Kashiwa Mochi : The traditional Japanese Sweet for “Tango no Sekku”
Mochi (餅) is the traditional Japanese food known as rice cakes.In Japan, the sticky plain white rice cake is commonly used as a main ingredient for traditional Japanese confections, “Wagashi (和菓子)“.
By the way, speaking of Japanese Mochi sweets that represent this season, Kashiwa Mochi is famous.
Kashiwa Mochi – Traditional Japanese Sweet for Tango no Sekku (Children’s Day, Boys’ Festival) on May 5
Kashiwa Mochi (柏餅) is the traditional Japanese sweet prepared for “Tango no Sekku (端午の節句)”, which is known as “Children’s Day” in English.It is the Boys’ Festival held on May 5 in Japan.
The soft mochi dough of Kashiwa Mochi is made from the powdered non-glutinous rice called “Joushinko (上新粉)” and folded in two, between which the sweet red bean paste “Anko (餡子)” is sandwiched.
The reason why the mochi confection has the name “Kashiwa Mochi” is that the Japanese sweet is wrapped in the leaf of an oak called “Kashiwa (柏)”.
The reason why we Japanese prepare Kashiwa Mochi for Tango no Sekku
The origin of Kashiwa Mochi dates back to the 18th century, when Tokugawa Shogun families ruled Japan.At that time, a Mochi confection came to be wrapped in Kashiwa leaves as a lucky charm for the prosperity of descendants.
This is because old Kashiwa leaves flutter down after new burgeons have roots in the tree, and that inspired the idea that “Family line never fails”.
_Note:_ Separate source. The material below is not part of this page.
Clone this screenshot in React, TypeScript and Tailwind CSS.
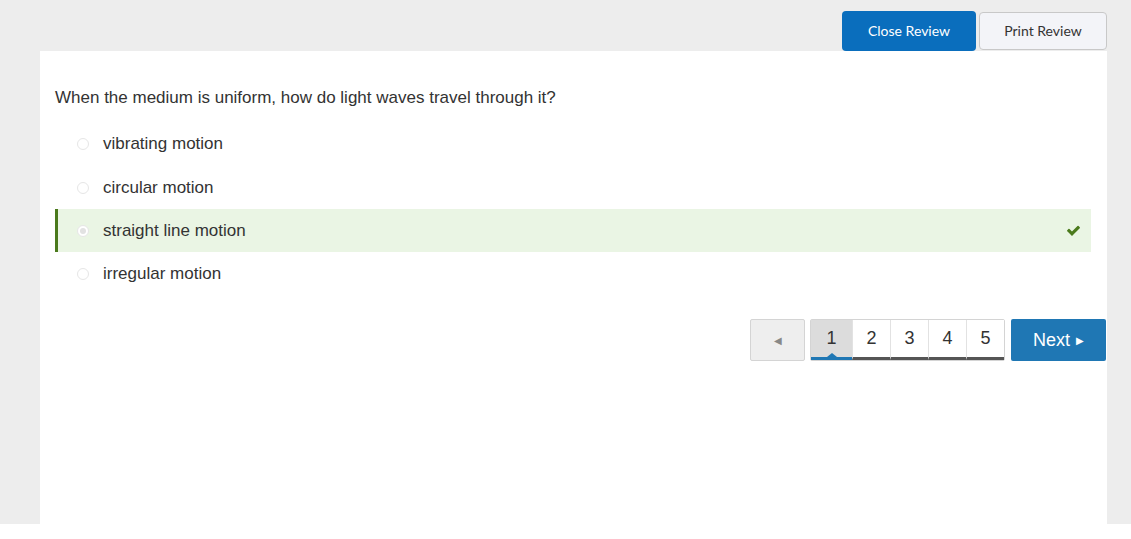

This is why Kashiwa Mochi is prepared and eaten on the Children’s Day, the Japanese national holiday to celebrate and wish boys’ healthy growth and happiness.
Whether Japanese people eat the oak tree leaf for Kashiwa Mochi or not
To get straight to the point, we don’t eat the Kashiwa leaf because it isn’t edible in general.